The task: Return the number of lines holding "this", with nothing added.

Dataset content:

┄┄┄┄┄┄┄┄┄┄┄┄┄┄┄┄┄┄┄┄

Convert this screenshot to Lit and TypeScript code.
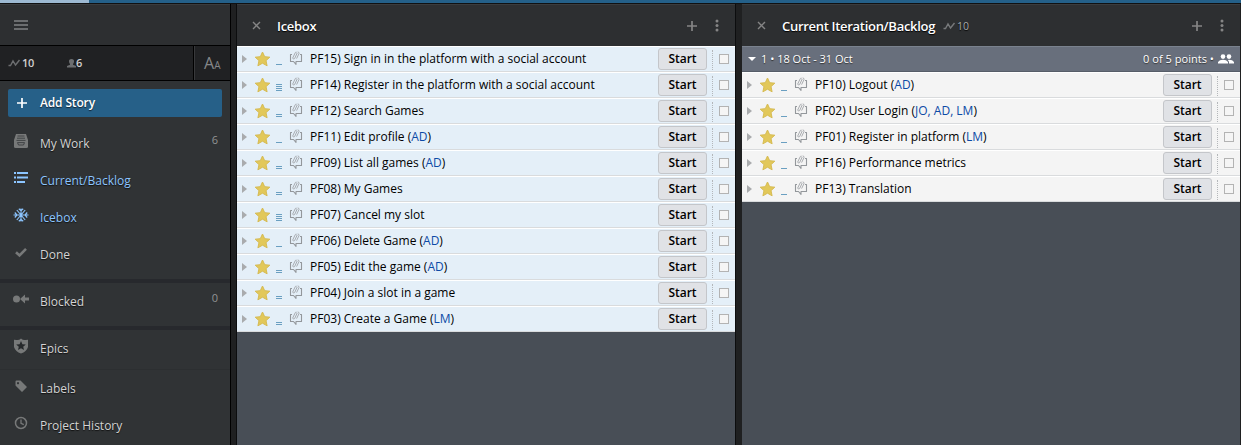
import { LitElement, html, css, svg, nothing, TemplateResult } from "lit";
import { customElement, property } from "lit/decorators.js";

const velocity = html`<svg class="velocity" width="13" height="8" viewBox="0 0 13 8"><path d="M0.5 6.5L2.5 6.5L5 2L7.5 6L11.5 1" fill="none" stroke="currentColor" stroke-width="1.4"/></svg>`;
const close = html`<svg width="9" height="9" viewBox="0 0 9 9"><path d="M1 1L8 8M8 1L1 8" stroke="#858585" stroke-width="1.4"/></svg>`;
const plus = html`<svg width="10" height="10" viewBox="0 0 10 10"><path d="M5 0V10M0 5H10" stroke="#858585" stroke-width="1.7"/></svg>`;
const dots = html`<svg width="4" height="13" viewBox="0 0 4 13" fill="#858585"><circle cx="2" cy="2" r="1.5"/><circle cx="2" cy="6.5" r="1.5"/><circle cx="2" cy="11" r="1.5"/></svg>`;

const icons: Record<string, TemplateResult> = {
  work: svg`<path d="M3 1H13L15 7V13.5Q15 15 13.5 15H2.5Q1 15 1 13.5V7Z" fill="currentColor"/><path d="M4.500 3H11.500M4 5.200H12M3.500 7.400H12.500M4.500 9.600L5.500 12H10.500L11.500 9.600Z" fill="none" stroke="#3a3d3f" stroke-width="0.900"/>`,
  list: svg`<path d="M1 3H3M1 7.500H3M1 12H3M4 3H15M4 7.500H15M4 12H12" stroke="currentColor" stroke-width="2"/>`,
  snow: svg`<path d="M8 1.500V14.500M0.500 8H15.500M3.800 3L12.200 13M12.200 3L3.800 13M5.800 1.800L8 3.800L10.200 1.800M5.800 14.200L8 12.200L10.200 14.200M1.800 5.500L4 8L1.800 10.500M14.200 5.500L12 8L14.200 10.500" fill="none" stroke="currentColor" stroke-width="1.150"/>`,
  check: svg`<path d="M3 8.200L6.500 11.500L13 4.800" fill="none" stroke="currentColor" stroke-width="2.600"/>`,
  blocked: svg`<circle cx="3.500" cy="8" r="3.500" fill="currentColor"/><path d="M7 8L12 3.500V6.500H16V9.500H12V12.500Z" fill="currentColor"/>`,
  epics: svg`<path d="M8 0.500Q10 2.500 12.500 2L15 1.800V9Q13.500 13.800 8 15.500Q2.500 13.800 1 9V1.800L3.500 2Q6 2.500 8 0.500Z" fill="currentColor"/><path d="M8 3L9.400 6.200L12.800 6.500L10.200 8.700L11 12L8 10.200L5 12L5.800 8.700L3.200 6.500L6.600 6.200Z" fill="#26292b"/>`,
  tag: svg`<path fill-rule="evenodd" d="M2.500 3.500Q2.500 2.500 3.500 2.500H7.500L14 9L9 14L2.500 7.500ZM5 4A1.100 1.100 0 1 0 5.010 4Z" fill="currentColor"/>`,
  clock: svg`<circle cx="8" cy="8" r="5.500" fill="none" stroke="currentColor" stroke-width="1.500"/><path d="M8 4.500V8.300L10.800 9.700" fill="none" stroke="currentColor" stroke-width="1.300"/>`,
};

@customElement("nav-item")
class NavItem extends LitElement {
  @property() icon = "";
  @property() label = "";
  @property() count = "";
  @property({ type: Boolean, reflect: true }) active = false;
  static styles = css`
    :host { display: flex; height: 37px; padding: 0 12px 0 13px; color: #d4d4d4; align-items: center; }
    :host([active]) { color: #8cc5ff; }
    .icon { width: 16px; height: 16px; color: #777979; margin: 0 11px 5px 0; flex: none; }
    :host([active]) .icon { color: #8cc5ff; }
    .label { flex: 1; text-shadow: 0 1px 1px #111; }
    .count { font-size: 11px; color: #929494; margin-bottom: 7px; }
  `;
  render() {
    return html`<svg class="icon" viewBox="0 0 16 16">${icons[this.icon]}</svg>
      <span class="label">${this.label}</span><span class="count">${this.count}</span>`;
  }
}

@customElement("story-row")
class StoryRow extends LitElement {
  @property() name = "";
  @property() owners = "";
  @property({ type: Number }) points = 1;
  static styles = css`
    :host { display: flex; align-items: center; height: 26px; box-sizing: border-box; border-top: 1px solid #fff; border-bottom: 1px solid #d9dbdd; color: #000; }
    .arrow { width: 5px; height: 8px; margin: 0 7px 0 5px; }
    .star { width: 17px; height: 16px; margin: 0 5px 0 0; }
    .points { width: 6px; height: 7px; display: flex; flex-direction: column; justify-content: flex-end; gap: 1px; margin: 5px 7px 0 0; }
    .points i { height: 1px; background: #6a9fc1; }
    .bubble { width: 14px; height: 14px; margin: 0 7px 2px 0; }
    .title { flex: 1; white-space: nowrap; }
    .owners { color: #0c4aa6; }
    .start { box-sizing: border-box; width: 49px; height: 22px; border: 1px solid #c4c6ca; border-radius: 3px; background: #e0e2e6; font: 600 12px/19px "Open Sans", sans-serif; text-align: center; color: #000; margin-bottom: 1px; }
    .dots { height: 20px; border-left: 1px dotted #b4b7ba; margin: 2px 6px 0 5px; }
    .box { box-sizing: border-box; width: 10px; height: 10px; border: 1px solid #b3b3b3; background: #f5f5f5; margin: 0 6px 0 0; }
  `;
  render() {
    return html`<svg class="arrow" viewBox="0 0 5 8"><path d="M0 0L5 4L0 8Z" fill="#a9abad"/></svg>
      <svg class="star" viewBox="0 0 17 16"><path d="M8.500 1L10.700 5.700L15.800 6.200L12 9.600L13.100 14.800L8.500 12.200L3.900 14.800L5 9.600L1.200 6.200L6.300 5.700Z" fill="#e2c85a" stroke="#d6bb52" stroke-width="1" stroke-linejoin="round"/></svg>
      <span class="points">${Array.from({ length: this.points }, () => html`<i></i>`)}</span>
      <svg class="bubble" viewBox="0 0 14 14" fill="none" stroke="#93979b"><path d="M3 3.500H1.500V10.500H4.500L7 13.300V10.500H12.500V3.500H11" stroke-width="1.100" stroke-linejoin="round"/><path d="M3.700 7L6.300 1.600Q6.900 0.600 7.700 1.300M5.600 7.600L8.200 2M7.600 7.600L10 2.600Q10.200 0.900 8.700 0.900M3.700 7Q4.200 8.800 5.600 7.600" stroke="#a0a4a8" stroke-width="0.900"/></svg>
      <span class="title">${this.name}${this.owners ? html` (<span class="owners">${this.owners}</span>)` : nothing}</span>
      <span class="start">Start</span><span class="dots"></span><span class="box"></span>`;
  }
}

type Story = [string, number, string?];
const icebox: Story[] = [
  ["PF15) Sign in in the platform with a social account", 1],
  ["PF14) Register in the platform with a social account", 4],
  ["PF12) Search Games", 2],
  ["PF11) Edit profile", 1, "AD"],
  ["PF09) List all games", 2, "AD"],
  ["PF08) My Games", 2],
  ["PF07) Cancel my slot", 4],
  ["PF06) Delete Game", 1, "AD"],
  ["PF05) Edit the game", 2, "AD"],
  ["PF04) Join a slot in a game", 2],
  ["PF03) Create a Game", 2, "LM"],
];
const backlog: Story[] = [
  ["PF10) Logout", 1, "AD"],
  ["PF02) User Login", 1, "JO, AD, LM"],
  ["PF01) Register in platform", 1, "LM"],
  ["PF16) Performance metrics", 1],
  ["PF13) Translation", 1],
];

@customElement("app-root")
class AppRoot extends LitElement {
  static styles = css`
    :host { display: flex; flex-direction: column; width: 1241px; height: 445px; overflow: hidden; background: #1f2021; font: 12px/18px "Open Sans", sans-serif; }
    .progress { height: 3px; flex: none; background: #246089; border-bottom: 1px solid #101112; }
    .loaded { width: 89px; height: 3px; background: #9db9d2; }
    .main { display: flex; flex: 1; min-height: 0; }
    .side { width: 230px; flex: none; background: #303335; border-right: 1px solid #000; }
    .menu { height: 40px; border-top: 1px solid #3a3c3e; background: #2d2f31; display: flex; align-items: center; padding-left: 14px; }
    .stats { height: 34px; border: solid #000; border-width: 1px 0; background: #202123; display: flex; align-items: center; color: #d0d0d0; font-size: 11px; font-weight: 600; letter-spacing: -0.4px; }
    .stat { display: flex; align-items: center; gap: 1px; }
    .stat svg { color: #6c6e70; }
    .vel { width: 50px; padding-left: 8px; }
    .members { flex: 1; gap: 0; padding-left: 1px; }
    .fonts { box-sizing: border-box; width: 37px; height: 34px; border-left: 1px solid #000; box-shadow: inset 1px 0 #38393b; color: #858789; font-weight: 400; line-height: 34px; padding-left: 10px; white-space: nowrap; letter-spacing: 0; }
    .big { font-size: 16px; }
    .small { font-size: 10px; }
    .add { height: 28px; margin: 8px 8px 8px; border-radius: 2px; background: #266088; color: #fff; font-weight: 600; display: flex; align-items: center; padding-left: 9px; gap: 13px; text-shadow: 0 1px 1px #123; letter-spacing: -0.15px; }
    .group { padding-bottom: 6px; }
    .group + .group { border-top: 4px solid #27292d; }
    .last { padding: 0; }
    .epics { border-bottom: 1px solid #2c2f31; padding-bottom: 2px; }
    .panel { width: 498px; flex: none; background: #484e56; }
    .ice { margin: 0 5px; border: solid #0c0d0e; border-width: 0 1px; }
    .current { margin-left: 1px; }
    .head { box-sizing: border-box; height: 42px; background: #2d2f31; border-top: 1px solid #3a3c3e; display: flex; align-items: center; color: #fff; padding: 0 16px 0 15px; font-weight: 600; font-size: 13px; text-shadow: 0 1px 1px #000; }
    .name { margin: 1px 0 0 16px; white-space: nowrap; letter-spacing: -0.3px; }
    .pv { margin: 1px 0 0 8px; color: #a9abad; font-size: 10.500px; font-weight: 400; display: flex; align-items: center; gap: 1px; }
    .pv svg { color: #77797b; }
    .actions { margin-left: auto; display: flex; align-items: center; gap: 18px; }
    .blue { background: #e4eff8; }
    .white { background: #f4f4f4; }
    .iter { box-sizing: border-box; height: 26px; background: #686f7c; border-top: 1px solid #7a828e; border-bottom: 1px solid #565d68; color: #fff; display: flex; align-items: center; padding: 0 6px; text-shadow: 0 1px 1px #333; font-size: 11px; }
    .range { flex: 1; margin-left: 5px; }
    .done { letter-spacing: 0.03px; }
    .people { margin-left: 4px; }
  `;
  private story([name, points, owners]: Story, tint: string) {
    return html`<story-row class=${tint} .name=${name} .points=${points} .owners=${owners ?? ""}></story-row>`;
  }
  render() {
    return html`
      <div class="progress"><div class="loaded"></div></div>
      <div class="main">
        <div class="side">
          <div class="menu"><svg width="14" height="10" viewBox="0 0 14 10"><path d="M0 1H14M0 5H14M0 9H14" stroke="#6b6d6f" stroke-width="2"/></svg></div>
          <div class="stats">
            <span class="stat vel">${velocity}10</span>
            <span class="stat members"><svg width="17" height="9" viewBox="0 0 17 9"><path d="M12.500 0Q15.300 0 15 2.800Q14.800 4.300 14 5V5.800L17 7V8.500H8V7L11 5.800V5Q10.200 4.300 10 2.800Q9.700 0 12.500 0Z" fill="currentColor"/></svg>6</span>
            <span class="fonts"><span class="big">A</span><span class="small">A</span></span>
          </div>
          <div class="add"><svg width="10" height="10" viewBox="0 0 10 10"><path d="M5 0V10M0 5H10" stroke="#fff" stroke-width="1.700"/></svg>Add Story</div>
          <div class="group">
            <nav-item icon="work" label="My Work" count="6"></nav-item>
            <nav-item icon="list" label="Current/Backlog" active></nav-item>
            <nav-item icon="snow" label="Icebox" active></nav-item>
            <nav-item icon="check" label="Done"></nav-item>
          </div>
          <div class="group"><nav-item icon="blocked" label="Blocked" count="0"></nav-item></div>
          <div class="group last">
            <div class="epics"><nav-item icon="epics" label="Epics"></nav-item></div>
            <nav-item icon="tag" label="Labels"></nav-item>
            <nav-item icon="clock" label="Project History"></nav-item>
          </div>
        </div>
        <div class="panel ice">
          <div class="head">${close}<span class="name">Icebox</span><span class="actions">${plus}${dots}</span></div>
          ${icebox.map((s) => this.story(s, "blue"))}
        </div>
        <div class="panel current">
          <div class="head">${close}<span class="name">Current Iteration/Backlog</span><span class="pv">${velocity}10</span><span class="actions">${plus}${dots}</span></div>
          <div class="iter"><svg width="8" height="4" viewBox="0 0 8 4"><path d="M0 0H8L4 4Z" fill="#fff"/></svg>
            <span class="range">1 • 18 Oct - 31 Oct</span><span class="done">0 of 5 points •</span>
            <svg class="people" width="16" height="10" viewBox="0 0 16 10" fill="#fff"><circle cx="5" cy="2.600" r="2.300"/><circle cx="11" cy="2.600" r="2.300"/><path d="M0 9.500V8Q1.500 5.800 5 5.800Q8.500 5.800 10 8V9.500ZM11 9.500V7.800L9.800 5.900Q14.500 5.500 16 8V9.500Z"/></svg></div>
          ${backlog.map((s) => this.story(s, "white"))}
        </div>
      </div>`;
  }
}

┄┄┄┄┄┄┄┄┄┄┄┄┄┄┄┄┄┄┄┄

Full response: 7